(COLLECTED MATERIAL)
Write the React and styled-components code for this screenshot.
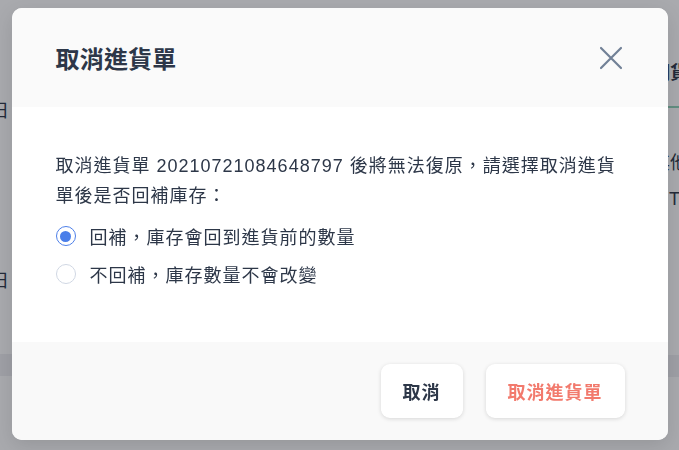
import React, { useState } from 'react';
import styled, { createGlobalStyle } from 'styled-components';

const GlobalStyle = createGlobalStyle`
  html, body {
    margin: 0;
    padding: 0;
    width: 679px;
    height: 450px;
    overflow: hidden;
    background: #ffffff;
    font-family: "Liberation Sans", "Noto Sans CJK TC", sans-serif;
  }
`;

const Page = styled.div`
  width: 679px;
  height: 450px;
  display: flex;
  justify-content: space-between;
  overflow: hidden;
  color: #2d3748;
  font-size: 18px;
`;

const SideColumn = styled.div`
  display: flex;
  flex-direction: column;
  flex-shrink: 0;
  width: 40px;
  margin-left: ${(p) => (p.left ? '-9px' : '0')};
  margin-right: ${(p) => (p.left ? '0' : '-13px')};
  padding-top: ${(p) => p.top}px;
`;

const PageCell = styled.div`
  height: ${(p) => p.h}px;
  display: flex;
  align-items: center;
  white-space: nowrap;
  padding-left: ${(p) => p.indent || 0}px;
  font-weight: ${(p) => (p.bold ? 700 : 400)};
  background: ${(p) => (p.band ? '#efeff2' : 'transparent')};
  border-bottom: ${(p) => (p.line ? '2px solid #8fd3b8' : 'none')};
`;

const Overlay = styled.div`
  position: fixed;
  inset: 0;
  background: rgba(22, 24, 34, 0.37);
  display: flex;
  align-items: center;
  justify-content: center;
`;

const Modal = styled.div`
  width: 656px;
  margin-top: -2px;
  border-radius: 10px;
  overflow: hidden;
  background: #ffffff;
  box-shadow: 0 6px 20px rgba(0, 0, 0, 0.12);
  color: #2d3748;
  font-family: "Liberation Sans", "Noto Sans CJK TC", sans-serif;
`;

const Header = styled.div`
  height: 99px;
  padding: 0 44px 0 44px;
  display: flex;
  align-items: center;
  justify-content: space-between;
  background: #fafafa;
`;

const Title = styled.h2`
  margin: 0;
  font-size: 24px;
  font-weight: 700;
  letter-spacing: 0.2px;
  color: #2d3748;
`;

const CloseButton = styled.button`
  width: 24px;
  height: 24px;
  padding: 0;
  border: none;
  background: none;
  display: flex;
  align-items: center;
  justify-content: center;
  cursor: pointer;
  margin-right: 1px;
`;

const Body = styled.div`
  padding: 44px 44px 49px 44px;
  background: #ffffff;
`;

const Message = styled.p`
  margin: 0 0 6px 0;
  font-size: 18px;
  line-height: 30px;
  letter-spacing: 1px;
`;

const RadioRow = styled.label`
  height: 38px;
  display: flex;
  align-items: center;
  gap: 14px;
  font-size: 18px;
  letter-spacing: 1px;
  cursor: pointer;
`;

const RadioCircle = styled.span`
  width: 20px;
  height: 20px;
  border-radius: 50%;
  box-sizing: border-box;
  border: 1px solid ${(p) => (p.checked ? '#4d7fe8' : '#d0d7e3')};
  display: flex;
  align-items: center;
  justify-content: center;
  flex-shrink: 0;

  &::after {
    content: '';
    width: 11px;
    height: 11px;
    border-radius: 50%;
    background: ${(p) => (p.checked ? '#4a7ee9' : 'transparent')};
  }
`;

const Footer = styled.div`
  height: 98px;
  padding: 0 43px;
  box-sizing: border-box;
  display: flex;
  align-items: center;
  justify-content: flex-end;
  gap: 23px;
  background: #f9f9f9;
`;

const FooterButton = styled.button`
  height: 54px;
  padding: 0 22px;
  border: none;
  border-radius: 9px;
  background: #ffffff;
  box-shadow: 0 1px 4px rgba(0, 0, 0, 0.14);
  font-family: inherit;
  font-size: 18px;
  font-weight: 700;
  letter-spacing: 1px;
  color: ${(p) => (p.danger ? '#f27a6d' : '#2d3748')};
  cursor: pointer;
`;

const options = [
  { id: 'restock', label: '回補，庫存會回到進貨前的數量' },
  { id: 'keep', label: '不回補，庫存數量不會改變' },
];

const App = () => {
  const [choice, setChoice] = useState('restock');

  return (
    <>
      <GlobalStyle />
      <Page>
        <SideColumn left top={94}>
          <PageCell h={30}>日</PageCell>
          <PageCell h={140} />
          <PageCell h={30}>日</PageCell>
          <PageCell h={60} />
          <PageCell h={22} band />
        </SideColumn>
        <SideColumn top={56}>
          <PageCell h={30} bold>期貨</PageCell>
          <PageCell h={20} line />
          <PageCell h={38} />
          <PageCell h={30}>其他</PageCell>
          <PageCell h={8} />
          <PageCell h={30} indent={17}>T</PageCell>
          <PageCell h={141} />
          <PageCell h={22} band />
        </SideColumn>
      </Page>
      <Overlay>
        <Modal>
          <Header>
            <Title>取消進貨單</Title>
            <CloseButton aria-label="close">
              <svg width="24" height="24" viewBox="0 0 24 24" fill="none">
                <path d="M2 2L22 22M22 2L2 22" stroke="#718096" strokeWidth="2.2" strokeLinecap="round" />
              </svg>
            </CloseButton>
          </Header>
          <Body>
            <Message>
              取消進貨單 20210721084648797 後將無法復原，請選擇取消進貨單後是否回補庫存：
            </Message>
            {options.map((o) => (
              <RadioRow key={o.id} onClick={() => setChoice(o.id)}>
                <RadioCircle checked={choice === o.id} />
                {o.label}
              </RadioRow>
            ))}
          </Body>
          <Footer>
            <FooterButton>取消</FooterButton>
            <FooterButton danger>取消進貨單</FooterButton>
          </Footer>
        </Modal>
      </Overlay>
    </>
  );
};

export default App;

(THE EXERCISE) Show every line of the listing in which the string "components" can be found.

(WRITTEN REPLY)
Write the React and styled-components code for this screenshot.
import styled, { createGlobalStyle } from 'styled-components';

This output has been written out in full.